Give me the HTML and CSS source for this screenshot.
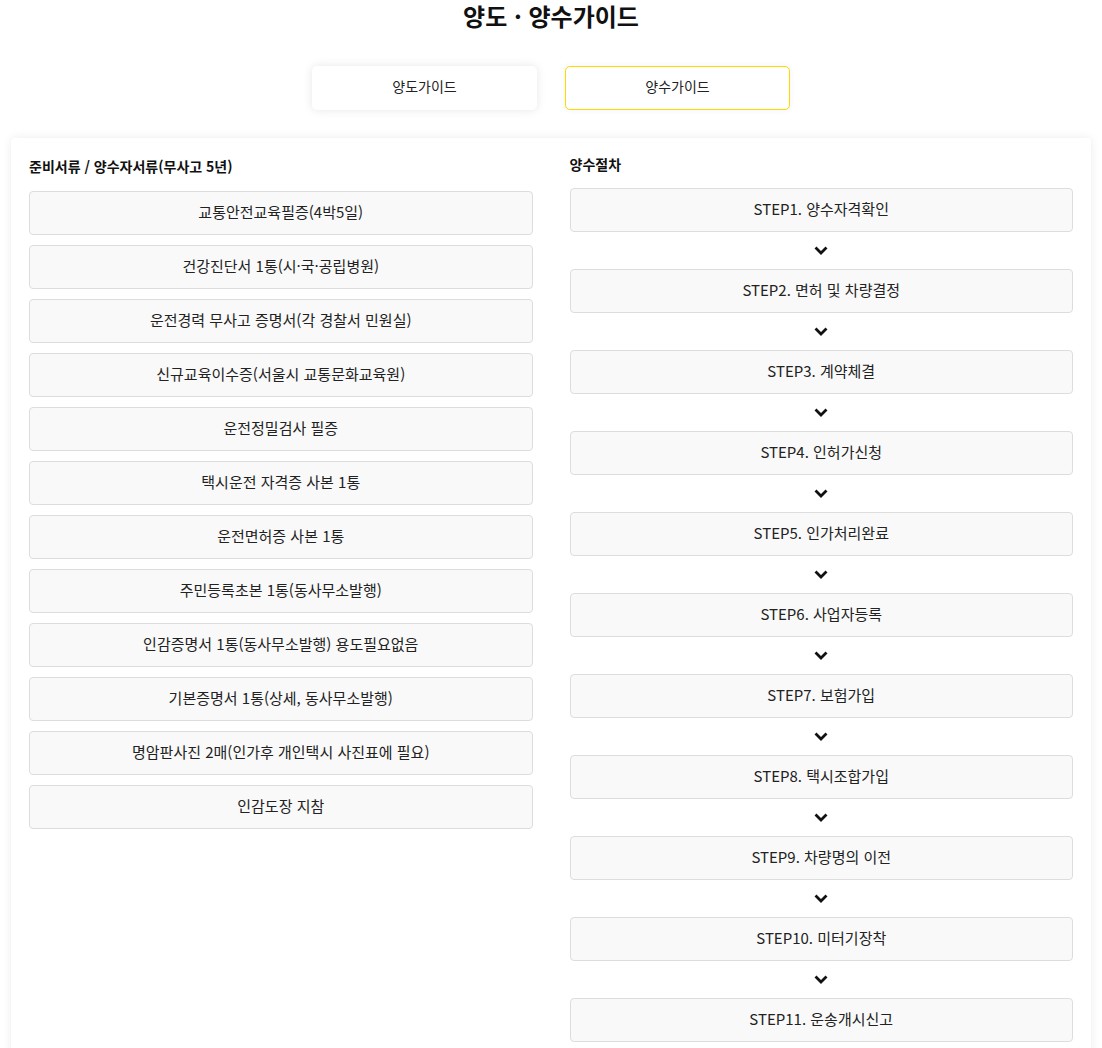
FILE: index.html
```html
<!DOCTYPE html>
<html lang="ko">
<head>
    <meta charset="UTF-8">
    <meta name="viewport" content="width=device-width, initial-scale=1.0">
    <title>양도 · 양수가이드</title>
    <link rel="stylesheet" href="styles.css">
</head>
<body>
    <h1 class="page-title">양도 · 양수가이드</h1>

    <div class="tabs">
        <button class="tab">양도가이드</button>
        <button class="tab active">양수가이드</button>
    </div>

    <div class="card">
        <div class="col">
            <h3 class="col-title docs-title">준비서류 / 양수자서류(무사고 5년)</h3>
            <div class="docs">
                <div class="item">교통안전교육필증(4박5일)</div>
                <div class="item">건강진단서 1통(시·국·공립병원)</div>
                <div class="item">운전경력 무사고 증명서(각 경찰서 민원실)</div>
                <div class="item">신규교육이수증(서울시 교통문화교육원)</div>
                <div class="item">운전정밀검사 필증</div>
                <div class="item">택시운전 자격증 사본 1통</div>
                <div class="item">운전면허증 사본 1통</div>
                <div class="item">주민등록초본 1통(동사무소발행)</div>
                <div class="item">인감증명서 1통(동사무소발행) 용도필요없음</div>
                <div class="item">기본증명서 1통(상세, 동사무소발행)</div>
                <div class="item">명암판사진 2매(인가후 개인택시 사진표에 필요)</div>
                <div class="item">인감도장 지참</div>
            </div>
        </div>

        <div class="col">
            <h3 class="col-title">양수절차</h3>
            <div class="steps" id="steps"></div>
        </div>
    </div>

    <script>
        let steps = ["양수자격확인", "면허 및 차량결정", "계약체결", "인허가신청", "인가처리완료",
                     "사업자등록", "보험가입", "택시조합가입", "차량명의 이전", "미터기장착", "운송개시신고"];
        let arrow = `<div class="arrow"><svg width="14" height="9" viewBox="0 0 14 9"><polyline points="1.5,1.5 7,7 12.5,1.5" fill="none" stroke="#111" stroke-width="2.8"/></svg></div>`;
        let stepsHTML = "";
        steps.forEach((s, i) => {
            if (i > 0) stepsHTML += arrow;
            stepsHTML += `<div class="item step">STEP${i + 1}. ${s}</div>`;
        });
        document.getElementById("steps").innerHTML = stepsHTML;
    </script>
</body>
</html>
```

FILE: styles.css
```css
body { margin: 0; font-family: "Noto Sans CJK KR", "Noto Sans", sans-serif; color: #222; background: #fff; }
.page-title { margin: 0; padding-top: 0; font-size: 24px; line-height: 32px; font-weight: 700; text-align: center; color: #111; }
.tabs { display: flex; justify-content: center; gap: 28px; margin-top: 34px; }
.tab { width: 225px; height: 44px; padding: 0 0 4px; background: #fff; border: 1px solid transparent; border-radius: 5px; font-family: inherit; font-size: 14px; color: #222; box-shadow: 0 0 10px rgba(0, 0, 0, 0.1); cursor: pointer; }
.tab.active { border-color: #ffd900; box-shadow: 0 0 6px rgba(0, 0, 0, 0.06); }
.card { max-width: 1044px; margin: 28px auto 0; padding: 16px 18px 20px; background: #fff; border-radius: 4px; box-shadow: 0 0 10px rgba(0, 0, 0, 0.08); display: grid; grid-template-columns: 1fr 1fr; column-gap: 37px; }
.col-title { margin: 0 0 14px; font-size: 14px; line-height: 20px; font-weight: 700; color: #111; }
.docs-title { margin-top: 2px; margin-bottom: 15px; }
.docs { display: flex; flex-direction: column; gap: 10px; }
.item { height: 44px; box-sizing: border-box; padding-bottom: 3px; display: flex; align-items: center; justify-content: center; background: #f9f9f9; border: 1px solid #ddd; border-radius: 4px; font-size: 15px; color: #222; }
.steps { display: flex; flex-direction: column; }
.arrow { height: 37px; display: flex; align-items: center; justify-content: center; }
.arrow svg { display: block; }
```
========================================
PROBLEM:
Write out the listing word for word, omitting the pictures it holds.

EXERCISE RESPONSE:
Give me the HTML and CSS source for this screenshot.
FILE: index.html
```html
<!DOCTYPE html>
<html lang="ko">
<head>
    <meta charset="UTF-8">
    <meta name="viewport" content="width=device-width, initial-scale=1.0">
    <title>양도 · 양수가이드</title>
    <link rel="stylesheet" href="styles.css">
</head>
<body>
    <h1 class="page-title">양도 · 양수가이드</h1>

    <div class="tabs">
        <button class="tab">양도가이드</button>
        <button class="tab active">양수가이드</button>
    </div>

    <div class="card">
        <div class="col">
            <h3 class="col-title docs-title">준비서류 / 양수자서류(무사고 5년)</h3>
            <div class="docs">
                <div class="item">교통안전교육필증(4박5일)</div>
                <div class="item">건강진단서 1통(시·국·공립병원)</div>
                <div class="item">운전경력 무사고 증명서(각 경찰서 민원실)</div>
                <div class="item">신규교육이수증(서울시 교통문화교육원)</div>
                <div class="item">운전정밀검사 필증</div>
                <div class="item">택시운전 자격증 사본 1통</div>
                <div class="item">운전면허증 사본 1통</div>
                <div class="item">주민등록초본 1통(동사무소발행)</div>
                <div class="item">인감증명서 1통(동사무소발행) 용도필요없음</div>
                <div class="item">기본증명서 1통(상세, 동사무소발행)</div>
                <div class="item">명암판사진 2매(인가후 개인택시 사진표에 필요)</div>
                <div class="item">인감도장 지참</div>
            </div>
        </div>

        <div class="col">
            <h3 class="col-title">양수절차</h3>
            <div class="steps" id="steps"></div>
        </div>
    </div>

    <script>
        let steps = ["양수자격확인", "면허 및 차량결정", "계약체결", "인허가신청", "인가처리완료",
                     "사업자등록", "보험가입", "택시조합가입", "차량명의 이전", "미터기장착", "운송개시신고"];
        let arrow = `<div class="arrow"><svg width="14" height="9" viewBox="0 0 14 9"><polyline points="1.5,1.5 7,7 12.5,1.5" fill="none" stroke="#111" stroke-width="2.8"/></svg></div>`;
        let stepsHTML = "";
        steps.forEach((s, i) => {
            if (i > 0) stepsHTML += arrow;
            stepsHTML += `<div class="item step">STEP${i + 1}. ${s}</div>`;
        });
        document.getElementById("steps").innerHTML = stepsHTML;
    </script>
</body>
</html>
```

FILE: styles.css
```css
body { margin: 0; font-family: "Noto Sans CJK KR", "Noto Sans", sans-serif; color: #222; background: #fff; }
.page-title { margin: 0; padding-top: 0; font-size: 24px; line-height: 32px; font-weight: 700; text-align: center; color: #111; }
.tabs { display: flex; justify-content: center; gap: 28px; margin-top: 34px; }
.tab { width: 225px; height: 44px; padding: 0 0 4px; background: #fff; border: 1px solid transparent; border-radius: 5px; font-family: inherit; font-size: 14px; color: #222; box-shadow: 0 0 10px rgba(0, 0, 0, 0.1); cursor: pointer; }
.tab.active { border-color: #ffd900; box-shadow: 0 0 6px rgba(0, 0, 0, 0.06); }
.card { max-width: 1044px; margin: 28px auto 0; padding: 16px 18px 20px; background: #fff; border-radius: 4px; box-shadow: 0 0 10px rgba(0, 0, 0, 0.08); display: grid; grid-template-columns: 1fr 1fr; column-gap: 37px; }
.col-title { margin: 0 0 14px; font-size: 14px; line-height: 20px; font-weight: 700; color: #111; }
.docs-title { margin-top: 2px; margin-bottom: 15px; }
.docs { display: flex; flex-direction: column; gap: 10px; }
.item { height: 44px; box-sizing: border-box; padding-bottom: 3px; display: flex; align-items: center; justify-content: center; background: #f9f9f9; border: 1px solid #ddd; border-radius: 4px; font-size: 15px; color: #222; }
.steps { display: flex; flex-direction: column; }
.arrow { height: 37px; display: flex; align-items: center; justify-content: center; }
.arrow svg { display: block; }
```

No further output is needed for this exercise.